Like most people on this first day of the year, I am thinking about 2019 and the goals I’d like to accomplish. I’ve got a couple fairly typical items on my list (read 50 books, run a marathon) that I don’t feel warrant their own post, but one of my resolutions for the year is not something specific, but rather a theme. I don’t want to simply set goals at the beginning of the year and check them off the list; instead I’d like to set intentions and adjust my goals as I see where the year takes me. I want 2019 to be a year of reconnection. I’ve been thinking about what that means to me, and I’ve split it up into four categories.
I will reconnect with myself. I will learn more about what my body needs and honour that. I neglected my yoga practice in 2018 because I joined a gym rather than a yoga studio, and while I’m happy that I’ve finally learned to enjoy strength training, I miss the near-everyday routine I was in before and I will get back to that. I don’t see myself going to a plant-based diet permanently, but I am going to participate in Veganuary this year and explore how a diet without any animal products feels to my body. I’ve been thinking a lot about dreams and plans lately, and I will try to solidify some ideas about what I really want for my future, although obviously that is a neverending process.

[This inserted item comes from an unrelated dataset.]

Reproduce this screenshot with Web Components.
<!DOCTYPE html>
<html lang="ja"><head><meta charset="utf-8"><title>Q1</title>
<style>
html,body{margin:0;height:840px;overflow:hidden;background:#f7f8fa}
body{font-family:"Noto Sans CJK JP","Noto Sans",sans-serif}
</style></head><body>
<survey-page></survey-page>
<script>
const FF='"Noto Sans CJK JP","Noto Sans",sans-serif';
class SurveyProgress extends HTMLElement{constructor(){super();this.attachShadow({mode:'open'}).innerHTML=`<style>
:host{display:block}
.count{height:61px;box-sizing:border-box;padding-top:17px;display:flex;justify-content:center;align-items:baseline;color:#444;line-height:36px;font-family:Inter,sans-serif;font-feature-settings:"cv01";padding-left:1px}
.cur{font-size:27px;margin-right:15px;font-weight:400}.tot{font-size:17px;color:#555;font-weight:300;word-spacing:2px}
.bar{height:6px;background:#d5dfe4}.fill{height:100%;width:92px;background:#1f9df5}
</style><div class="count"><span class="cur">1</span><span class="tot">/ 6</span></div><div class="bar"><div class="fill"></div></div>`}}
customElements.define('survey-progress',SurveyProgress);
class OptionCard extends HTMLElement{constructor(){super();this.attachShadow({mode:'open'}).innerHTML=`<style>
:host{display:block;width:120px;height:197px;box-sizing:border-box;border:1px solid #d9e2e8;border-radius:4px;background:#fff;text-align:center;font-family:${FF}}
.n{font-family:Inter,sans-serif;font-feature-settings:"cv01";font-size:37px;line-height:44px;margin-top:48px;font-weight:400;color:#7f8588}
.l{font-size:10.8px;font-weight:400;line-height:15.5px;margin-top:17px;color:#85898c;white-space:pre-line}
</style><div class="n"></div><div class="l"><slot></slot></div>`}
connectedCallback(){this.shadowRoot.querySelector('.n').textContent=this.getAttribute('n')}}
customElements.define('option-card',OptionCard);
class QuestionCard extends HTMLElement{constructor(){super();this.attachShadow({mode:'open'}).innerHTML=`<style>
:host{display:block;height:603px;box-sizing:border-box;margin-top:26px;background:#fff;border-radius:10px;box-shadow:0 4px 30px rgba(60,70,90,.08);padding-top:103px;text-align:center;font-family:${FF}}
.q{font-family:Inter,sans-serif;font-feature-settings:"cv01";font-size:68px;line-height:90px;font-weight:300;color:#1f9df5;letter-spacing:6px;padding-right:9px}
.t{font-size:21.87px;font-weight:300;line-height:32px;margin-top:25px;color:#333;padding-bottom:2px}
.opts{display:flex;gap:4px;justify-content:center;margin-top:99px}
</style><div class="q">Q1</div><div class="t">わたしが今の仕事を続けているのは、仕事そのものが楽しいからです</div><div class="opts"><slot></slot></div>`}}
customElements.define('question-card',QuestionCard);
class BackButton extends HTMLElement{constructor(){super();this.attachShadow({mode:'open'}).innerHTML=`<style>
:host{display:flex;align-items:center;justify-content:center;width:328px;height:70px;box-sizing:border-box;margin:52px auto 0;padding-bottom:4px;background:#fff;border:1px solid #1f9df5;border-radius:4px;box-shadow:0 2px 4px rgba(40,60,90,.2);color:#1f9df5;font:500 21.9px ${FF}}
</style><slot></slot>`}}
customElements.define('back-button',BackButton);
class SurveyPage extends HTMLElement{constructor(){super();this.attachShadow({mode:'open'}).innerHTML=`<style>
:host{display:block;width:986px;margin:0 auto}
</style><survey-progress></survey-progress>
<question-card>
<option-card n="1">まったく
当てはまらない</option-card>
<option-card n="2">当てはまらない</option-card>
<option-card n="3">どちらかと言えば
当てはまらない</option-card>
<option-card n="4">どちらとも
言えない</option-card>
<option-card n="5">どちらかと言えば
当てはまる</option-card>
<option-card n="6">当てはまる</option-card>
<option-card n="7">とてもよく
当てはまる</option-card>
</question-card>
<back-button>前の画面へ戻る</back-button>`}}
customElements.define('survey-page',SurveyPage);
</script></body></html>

I will reconnect with others. I’ve never been good at keeping in touch with people, even though I care about them a lot. I’m lucky in that my closest friends will always be close to me even if we don’t talk for months (or years), but I miss knowing what’s new in their lives and sharing what’s new in mine. It’s hard to reach out after a long time; it feels like the moment has passed but I would always be thrilled to hear from someone after a long absence and I will hope others feel the same. I will make an effort to reach out and catch up—if you randomly receive a message for me in the coming weeks or months after a long period without contact, please don’t find it too strange.
I will reconnect with community. I used to do a lot of volunteering, but not so much in recent years. A lot of the organisations for causes that are important to me look for long-term commitment for their volunteers, which is totally understandable, but makes it difficult for someone who moves around a lot. I took a step in the right direction organising a beach cleanup event a few months ago, but I will continue in that vein in the new year. I will also get involved politically; the 2020 presidential elections will be massively important for obvious reasons, and it’s likely that candidates will be starting to announce their runs in the next few months. I will do what I can to support my chosen candidate, whoever that ends up being.
I will reconnect with the world around me. I’m still not quite sure what this entails, but I have some ideas. I think that the internet and social media are a mostly positive force in my life and in general, while I am definitely guilty of spending too much time scrolling through apps out of boredom when there are more enriching things I could be doing. I will be more mindful of how I spend my time and how technology relates to that; maybe I will go a day without my phone, or a weekend, each month. Maybe I will find a different way to reconnect and stay present. I’m still solidifying this goal in my mind, and looking forward to living a more intentioned life in 2019.
2 thoughts on “A year of reconnection”
I did the reconnecting part last year. And it had been a great year. Hope you find yourself this year.